Actuellement, le choix des décideurs quant à l’ergonomie des sièges est presque exclusivement lié au

réglage du siège.

La hauteur de l’assise, synchrone, asynchrone, assise négative, sa profondeur, sa largeur, de même

pour les accoudoirs, la tension au niveau du dossier et ses différentes positions de blocage, l’appui

lombaire, l’appui tête sont au cœur de leur décision.

Curieusement, on retrouve rarement en entreprise des sièges type assis debout ou selle de cheval

qui ont le grand avantage d’ouvrir l’angle fémur /tronc et ainsi de décomprimer l’avant des disques

intervertébraux au niveau des lombaires.

Mais le confort doit se juger sur la durée de la journée de travail.

Une position figée aussi confortable soit-elle devient inconfortable sur la durée.

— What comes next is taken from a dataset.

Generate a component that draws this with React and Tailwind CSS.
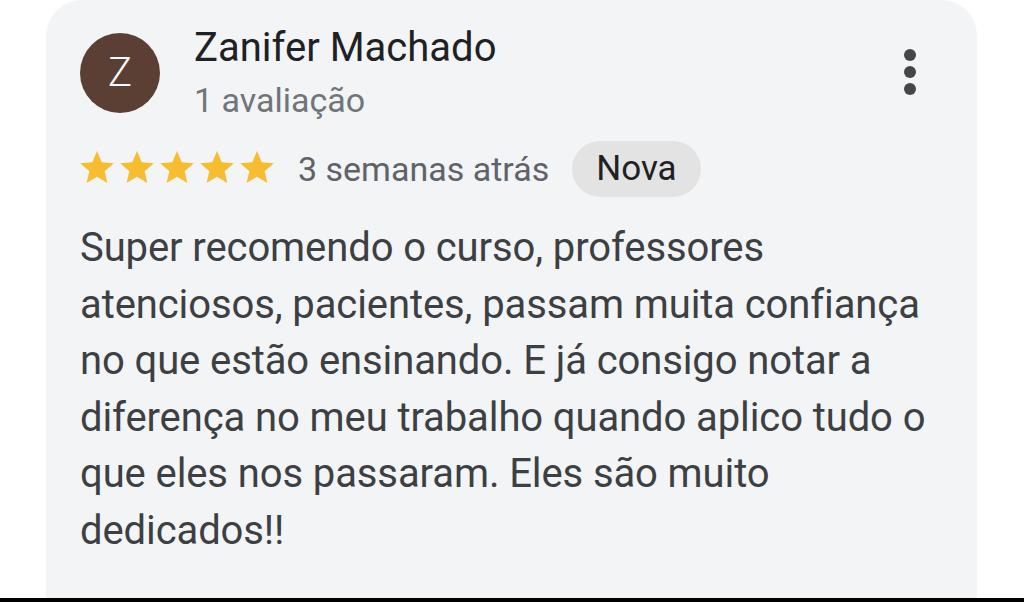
export default function App() {
  const Star = () => (
    <svg width="34" height="32" viewBox="2 2 20 19" className="block">
      <path fill="#f6bd31" d="M12 17.27L18.18 21l-1.64-7.03L22 9.24l-7.19-.61L12 2 9.19 8.63 2 9.24l5.46 4.73L5.82 21z" />
    </svg>
  );
  return (
    <div className="w-[1024px] h-[602px] bg-white flex flex-col overflow-hidden" style={{ fontFamily: "Roboto, 'Noto Sans', sans-serif" }}>
      <div className="ml-[46px] w-[931px] flex-1 rounded-t-[36px] bg-[#f3f4f6] pl-[34px] pr-[40px] pt-[32px]">
        <div className="flex items-start">
          <div className="w-[80px] h-[80px] mt-[1px] rounded-full bg-[#5b3f35] flex items-center justify-center text-white text-[40px] font-light leading-none">Z</div>
          <div className="ml-[34px] flex-1 -mt-[4px]">
            <div className="text-[40px] leading-[40px] text-[#202124]">Zanifer Machado</div>
            <div className="text-[34px] leading-[40px] text-[#70757a] mt-[12px]">1 avaliação</div>
          </div>
          <div className="flex flex-col items-center gap-[5px] mt-[17px] mr-[21px]">
            <span className="w-[12px] h-[12px] rounded-full bg-[#444746]" />
            <span className="w-[12px] h-[12px] rounded-full bg-[#444746]" />
            <span className="w-[12px] h-[12px] rounded-full bg-[#444746]" />
          </div>
        </div>
        <div className="flex items-center mt-[21px]">
          <div className="flex gap-[6px] mb-[4px]">
            <Star /><Star /><Star /><Star /><Star />
          </div>
          <span className="ml-[24px] text-[34px] leading-none text-[#5f6368]">3 semanas atrás</span>
          <span className="ml-[23px] h-[56px] px-[24px] rounded-full bg-[#e3e3e4] flex items-center text-[35px] text-[#202124]">Nova</span>
        </div>
        <p className="mt-[23px] text-[40px] leading-[56.6px] text-[#3c4043] tracking-[-0.1px] w-[850px]">
          Super recomendo o curso, professores atenciosos, pacientes, passam muita confiança no que estão ensinando. E já consigo notar a diferença no meu trabalho quando aplico tudo o que eles nos passaram. Eles são muito dedicados!!
        </p>
      </div>
      <div className="h-[4px] bg-black" />
    </div>
  );
}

Il faut privilégier le changement de position pour changer ses appuis, la courbure du dos et la

circulation du sang.

L’idéal serait de changer de typologie d’assise plusieurs fois par jour, en profitant par exemple des

réunions ou des repas.

Mais l’on peut aussi modifier l’usage du siège de bureau et par là même trouver de nouvelles

réponses formelles et mécaniques.

Un concept en tête ?

Oui. Mais sa mise au point s’adaptera à l’éditeur avec qui je travaillerai ce produit.